# Psychisch welzijn > Antidepressiva >  Serlain & acathisie

## pruts

Een vraagje om het herkenbaar is voor iemand en of iemand advies heeft?

Ik ben heel vatbaar voor de bijwerking acathisie of anders gezegd 'bewegingsdrang, trekken in de armen en benen, tot niet goed stil meer kunnen zitten'. Overwegend is dat een bijwerking van anti-psychotica (om die reden o.a. verdraag ik dat soort medicatie al helemaal niet) Maar nu schijn ik der ook wat last bij te hebben bij men AD Serlain. Niet heel ernstig, wat trekken in men linkerbeen en wat bewegingsonrust voor 't slapen gaan, maar het maakt het inslapen wel lastig. 

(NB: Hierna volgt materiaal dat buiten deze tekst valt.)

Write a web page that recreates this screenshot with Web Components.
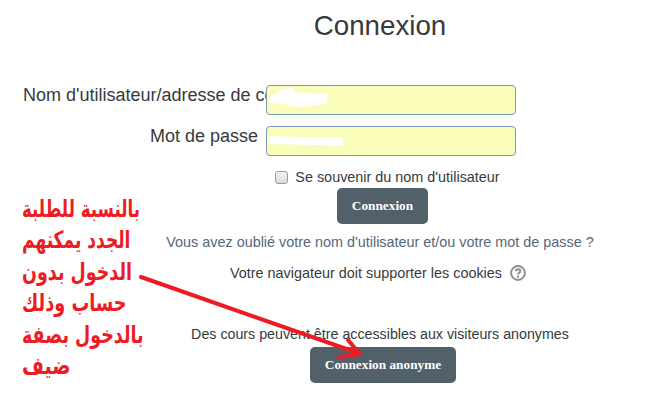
<!DOCTYPE html>
<html lang="fr"><head><meta charset="utf-8"><title>Connexion</title>
<style>html,body{margin:0;padding:0;background:#fff}body{width:645px;height:407px;overflow:hidden;font-family:"Liberation Sans",Arial,sans-serif;color:#373a3c}</style>
</head><body>
<login-page>
  <page-title slot="title">Connexion</page-title>
  <form-row slot="rows" top="0" blur="user">Nom d'utilisateur/adresse de courriel</form-row>
  <form-row slot="rows" top="11" blur="pass" align="right">Mot de passe</form-row>
  <remember-check slot="rows">Se souvenir du nom d'utilisateur</remember-check>
  <app-button slot="rows" top="2" shift="5">Connexion</app-button>
  <info-line slot="rows" top="9" tone="#55677a">Vous avez oublié votre nom d'utilisateur et/ou votre mot de passe ?</info-line>
  <info-line slot="rows" top="13" shift="-4">Votre navigateur doit supporter les cookies <help-icon></help-icon></info-line>
  <info-line slot="rows" top="43" size="14.25">Des cours peuvent être accessibles aux visiteurs anonymes</info-line>
  <app-button slot="rows" top="4" shift="6">Connexion anonyme</app-button>
  <arabic-note slot="over">
    <span>بالنسبة للطلبة</span><span>الجدد يمكنهم</span><span>الدخول بدون</span><span>حساب وذلك</span><span>بالدخول بصفة</span><span>ضيف</span>
  </arabic-note>
  <arrow-mark slot="over"></arrow-mark>
</login-page>
<script>
const def=(name,css,html,init)=>customElements.define(name,class extends HTMLElement{
  connectedCallback(){ if(this.shadowRoot)return; const r=this.attachShadow({mode:'open'}); r.innerHTML=`<style>${css}</style>${html}`; init&&init(this,r);} });
def('login-page',`:host{display:block;position:relative;width:645px;height:407px}
 main{display:flex;flex-direction:column;align-items:center;padding-left:115px;width:530px}
 .rows{display:flex;flex-direction:column;align-items:center;align-self:stretch}`,
 `<main><slot name="title"></slot><div class="rows"><slot name="rows"></slot></div></main><slot name="over"></slot>`);
def('page-title',`:host{display:block;font-size:27.7px;line-height:34px;padding-top:9px;margin-bottom:42px;color:#373a3c}`,`<slot></slot>`);
def('form-row',`:host{display:grid;grid-template-columns:243px 250px;align-self:flex-start;margin-left:-92px;width:493px;font-size:18px;line-height:30px}
 label{display:block;white-space:nowrap;overflow:hidden;height:30px;line-height:30px;margin-top:-5px;box-sizing:border-box;width:243px}
 :host([align=right]) label{text-align:right;padding-right:8px}
 .box{position:relative;grid-column:2;box-sizing:border-box;width:250px;height:30px;background:#fafdba;border:1px solid #7c9ab8;border-radius:4px}
 svg{position:absolute;left:0;top:0}`,
 `<label><slot></slot></label><div class="box"></div>`,(h,r)=>{
  h.style.marginTop=(h.getAttribute('top')||0)+'px';
  r.querySelector('.box').innerHTML=h.getAttribute('blur')==='user'
   ?'<svg width="80" height="28" fill="#fff"><path d="M3 10 L10 7 L14 3 L26 2 L30 7 L60 8 L60 17 L45 20 L30 21 L15 18 L3 17 Z"/></svg>'
   :'<svg width="80" height="28" fill="#fff"><path d="M3 9 L30 10 L76 10 L76 19 L50 18 L3 17 Z"/></svg>';
 });
def('remember-check',`:host{display:flex;align-items:center;margin-top:12px;font-size:14.4px;line-height:18px;height:18px;gap:7px;margin-left:15px;color:#373a3c}
 i{display:block;box-sizing:border-box;width:13px;height:13px;border:1px solid #9a9a9a;border-radius:3px;background:linear-gradient(#f2f2f2,#dcdcdc)}`,
 `<i></i><span><slot></slot></span>`);
def('app-button',`:host{display:block;box-sizing:border-box;height:36px;padding:0 15px;background:#526069;color:#fff;border-radius:5px;font:bold 13.3px/35px "Liberation Serif",serif;text-align:center;white-space:nowrap}`,
 `<slot></slot>`,(h)=>{h.style.marginTop=h.getAttribute('top')+'px';h.style.marginLeft=h.getAttribute('shift')+'px'});
def('info-line',`:host{display:block;font-size:14.4px;line-height:18px;white-space:nowrap;color:#373a3c}`,`<slot></slot>`,(h)=>{
 h.style.marginTop=(h.getAttribute('top')||0)+'px';
 if(h.getAttribute('tone'))h.style.color=h.getAttribute('tone');
 if(h.getAttribute('shift'))h.style.marginLeft=h.getAttribute('shift')+'px';
 if(h.getAttribute('size'))h.style.fontSize=h.getAttribute('size')+'px';});
def('help-icon',`:host{display:inline-block;width:16px;height:16px;margin-left:4px;vertical-align:-3px}svg{display:block}`,
 `<svg width="16" height="16" viewBox="0 0 16 16" fill="none"><circle cx="8" cy="8" r="6.9" stroke="#8f8f8f" stroke-width="2"/><path d="M5.7 6.3C5.8 4.9 6.8 4.2 8 4.2c1.3 0 2.3.8 2.3 1.9 0 1-.6 1.4-1.2 1.8-.6.4-1 .8-1 1.5" stroke="#8f8f8f" stroke-width="2"/><rect x="7" y="10.6" width="2" height="2" fill="#8f8f8f"/></svg>`);
def('arabic-note',`:host{position:absolute;left:22px;top:194px;display:flex;flex-direction:column;align-items:flex-start;color:#ed1c24;font:bold 24px/31.4px "DejaVu Sans Condensed","DejaVu Sans",sans-serif;font-stretch:condensed}
 ::slotted(span){display:block;direction:rtl;white-space:nowrap;transform-origin:left center}
 ::slotted(span:nth-child(1)){transform:scaleX(.77)}
 ::slotted(span:nth-child(2)){transform:scaleX(.79)}
 ::slotted(span:nth-child(3)){transform:scaleX(.81)}
 ::slotted(span:nth-child(4)){transform:scaleX(.82)}
 ::slotted(span:nth-child(5)){transform:scaleX(.81)}
 ::slotted(span:nth-child(6)){transform:scaleX(.875)}`,`<slot></slot>`);
def('arrow-mark',`:host{position:absolute;left:0;top:0;width:645px;height:407px;pointer-events:none}`,
 `<svg width="645" height="407" fill="none" stroke="#ed1c24" stroke-linecap="round" stroke-linejoin="round"><path d="M141 277 L358 353" stroke-width="4"/><path d="M348 340 L360 354 L339 357" stroke-width="4"/></svg>`);
</script>
</body></html>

Ik heb wat gesurft op internet en het schijnt dat de zogenaamde anticholinergica zouden helpen? Heeft iemand daar ervaring mee?

Positief? Negatief? Ik wil het allemaal weten! ;-)

Xx

----------


## pruts

Heej,

Ik heb zelf wat onderzoekwerk gedaan en Inderal (een bètablokker schijnt het beste te zijn) En ik neem nu al een tijdje Inderal en inderdaad het is veel beter. Misschien kan dit een hint zijn voor mensen die zich herkennen in dergelijke onrustgevoelens (of het nu van Serlain is of van iets anders) 

Xx

----------


## Agnes574

Merci voor het delen van deze info Pruts!!
Xx Ag

----------